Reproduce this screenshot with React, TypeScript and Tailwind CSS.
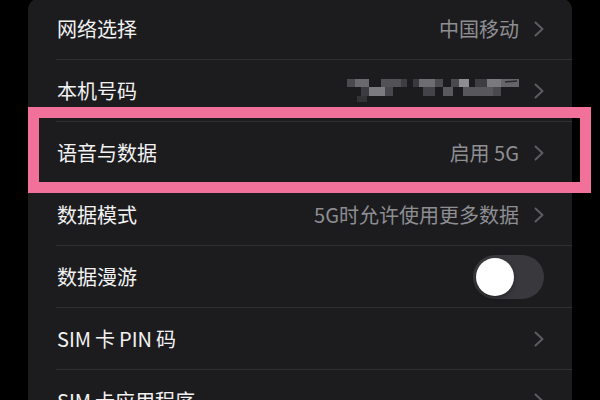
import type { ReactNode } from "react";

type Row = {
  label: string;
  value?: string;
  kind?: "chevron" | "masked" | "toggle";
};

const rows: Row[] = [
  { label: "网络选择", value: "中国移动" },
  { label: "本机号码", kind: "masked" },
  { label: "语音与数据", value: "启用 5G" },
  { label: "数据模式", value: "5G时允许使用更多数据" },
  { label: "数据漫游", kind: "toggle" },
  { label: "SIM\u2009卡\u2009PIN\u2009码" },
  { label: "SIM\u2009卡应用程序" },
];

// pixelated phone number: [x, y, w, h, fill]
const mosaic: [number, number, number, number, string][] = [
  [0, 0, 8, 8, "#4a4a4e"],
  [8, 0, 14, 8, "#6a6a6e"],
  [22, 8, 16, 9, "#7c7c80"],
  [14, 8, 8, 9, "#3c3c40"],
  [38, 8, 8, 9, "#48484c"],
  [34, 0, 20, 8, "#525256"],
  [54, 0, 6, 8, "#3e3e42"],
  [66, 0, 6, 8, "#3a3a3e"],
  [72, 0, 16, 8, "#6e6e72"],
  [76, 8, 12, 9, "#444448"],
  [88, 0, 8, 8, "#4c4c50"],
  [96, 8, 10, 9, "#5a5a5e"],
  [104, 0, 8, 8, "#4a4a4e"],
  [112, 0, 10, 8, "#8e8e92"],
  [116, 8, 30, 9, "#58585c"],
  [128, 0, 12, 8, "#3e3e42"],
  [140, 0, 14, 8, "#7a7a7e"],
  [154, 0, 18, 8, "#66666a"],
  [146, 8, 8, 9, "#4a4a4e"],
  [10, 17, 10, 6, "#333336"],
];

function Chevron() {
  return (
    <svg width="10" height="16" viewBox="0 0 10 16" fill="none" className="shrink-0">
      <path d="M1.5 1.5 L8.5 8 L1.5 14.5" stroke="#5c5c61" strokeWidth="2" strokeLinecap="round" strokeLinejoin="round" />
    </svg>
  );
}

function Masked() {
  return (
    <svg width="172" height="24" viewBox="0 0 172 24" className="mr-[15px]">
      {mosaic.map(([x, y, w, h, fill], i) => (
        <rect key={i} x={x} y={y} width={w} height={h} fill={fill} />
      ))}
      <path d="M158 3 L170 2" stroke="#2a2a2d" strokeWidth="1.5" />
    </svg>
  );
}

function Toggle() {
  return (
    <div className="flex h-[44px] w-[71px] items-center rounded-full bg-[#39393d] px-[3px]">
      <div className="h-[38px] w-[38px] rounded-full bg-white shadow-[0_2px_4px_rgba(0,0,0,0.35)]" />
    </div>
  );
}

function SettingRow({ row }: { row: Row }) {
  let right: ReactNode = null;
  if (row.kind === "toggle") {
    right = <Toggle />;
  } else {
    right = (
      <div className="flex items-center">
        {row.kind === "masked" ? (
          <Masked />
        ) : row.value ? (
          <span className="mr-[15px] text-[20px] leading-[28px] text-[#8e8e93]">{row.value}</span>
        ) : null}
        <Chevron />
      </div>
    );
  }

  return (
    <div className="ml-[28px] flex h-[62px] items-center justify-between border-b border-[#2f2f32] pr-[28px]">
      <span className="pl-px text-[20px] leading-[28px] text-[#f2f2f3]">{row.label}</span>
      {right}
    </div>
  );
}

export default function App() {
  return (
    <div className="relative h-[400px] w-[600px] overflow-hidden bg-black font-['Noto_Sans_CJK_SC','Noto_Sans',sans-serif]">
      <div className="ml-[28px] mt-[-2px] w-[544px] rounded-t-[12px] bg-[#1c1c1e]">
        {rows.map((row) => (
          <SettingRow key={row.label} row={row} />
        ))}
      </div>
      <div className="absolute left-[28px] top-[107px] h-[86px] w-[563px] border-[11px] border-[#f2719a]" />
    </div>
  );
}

== Task ==
Copy the material above exactly and drop the pictures.

== Final answer ==
Reproduce this screenshot with React, TypeScript and Tailwind CSS.
import type { ReactNode } from "react";

type Row = {
  label: string;
  value?: string;
  kind?: "chevron" | "masked" | "toggle";
};

const rows: Row[] = [
  { label: "网络选择", value: "中国移动" },
  { label: "本机号码", kind: "masked" },
  { label: "语音与数据", value: "启用 5G" },
  { label: "数据模式", value: "5G时允许使用更多数据" },
  { label: "数据漫游", kind: "toggle" },
  { label: "SIM\u2009卡\u2009PIN\u2009码" },
  { label: "SIM\u2009卡应用程序" },
];

// pixelated phone number: [x, y, w, h, fill]
const mosaic: [number, number, number, number, string][] = [
  [0, 0, 8, 8, "#4a4a4e"],
  [8, 0, 14, 8, "#6a6a6e"],
  [22, 8, 16, 9, "#7c7c80"],
  [14, 8, 8, 9, "#3c3c40"],
  [38, 8, 8, 9, "#48484c"],
  [34, 0, 20, 8, "#525256"],
  [54, 0, 6, 8, "#3e3e42"],
  [66, 0, 6, 8, "#3a3a3e"],
  [72, 0, 16, 8, "#6e6e72"],
  [76, 8, 12, 9, "#444448"],
  [88, 0, 8, 8, "#4c4c50"],
  [96, 8, 10, 9, "#5a5a5e"],
  [104, 0, 8, 8, "#4a4a4e"],
  [112, 0, 10, 8, "#8e8e92"],
  [116, 8, 30, 9, "#58585c"],
  [128, 0, 12, 8, "#3e3e42"],
  [140, 0, 14, 8, "#7a7a7e"],
  [154, 0, 18, 8, "#66666a"],
  [146, 8, 8, 9, "#4a4a4e"],
  [10, 17, 10, 6, "#333336"],
];

function Chevron() {
  return (
    <svg width="10" height="16" viewBox="0 0 10 16" fill="none" className="shrink-0">
      <path d="M1.5 1.5 L8.5 8 L1.5 14.5" stroke="#5c5c61" strokeWidth="2" strokeLinecap="round" strokeLinejoin="round" />
    </svg>
  );
}

function Masked() {
  return (
    <svg width="172" height="24" viewBox="0 0 172 24" className="mr-[15px]">
      {mosaic.map(([x, y, w, h, fill], i) => (
        <rect key={i} x={x} y={y} width={w} height={h} fill={fill} />
      ))}
      <path d="M158 3 L170 2" stroke="#2a2a2d" strokeWidth="1.5" />
    </svg>
  );
}

function Toggle() {
  return (
    <div className="flex h-[44px] w-[71px] items-center rounded-full bg-[#39393d] px-[3px]">
      <div className="h-[38px] w-[38px] rounded-full bg-white shadow-[0_2px_4px_rgba(0,0,0,0.35)]" />
    </div>
  );
}

function SettingRow({ row }: { row: Row }) {
  let right: ReactNode = null;
  if (row.kind === "toggle") {
    right = <Toggle />;
  } else {
    right = (
      <div className="flex items-center">
        {row.kind === "masked" ? (
          <Masked />
        ) : row.value ? (
          <span className="mr-[15px] text-[20px] leading-[28px] text-[#8e8e93]">{row.value}</span>
        ) : null}
        <Chevron />
      </div>
    );
  }

  return (
    <div className="ml-[28px] flex h-[62px] items-center justify-between border-b border-[#2f2f32] pr-[28px]">
      <span className="pl-px text-[20px] leading-[28px] text-[#f2f2f3]">{row.label}</span>
      {right}
    </div>
  );
}

export default function App() {
  return (
    <div className="relative h-[400px] w-[600px] overflow-hidden bg-black font-['Noto_Sans_CJK_SC','Noto_Sans',sans-serif]">
      <div className="ml-[28px] mt-[-2px] w-[544px] rounded-t-[12px] bg-[#1c1c1e]">
        {rows.map((row) => (
          <SettingRow key={row.label} row={row} />
        ))}
      </div>
      <div className="absolute left-[28px] top-[107px] h-[86px] w-[563px] border-[11px] border-[#f2719a]" />
    </div>
  );
}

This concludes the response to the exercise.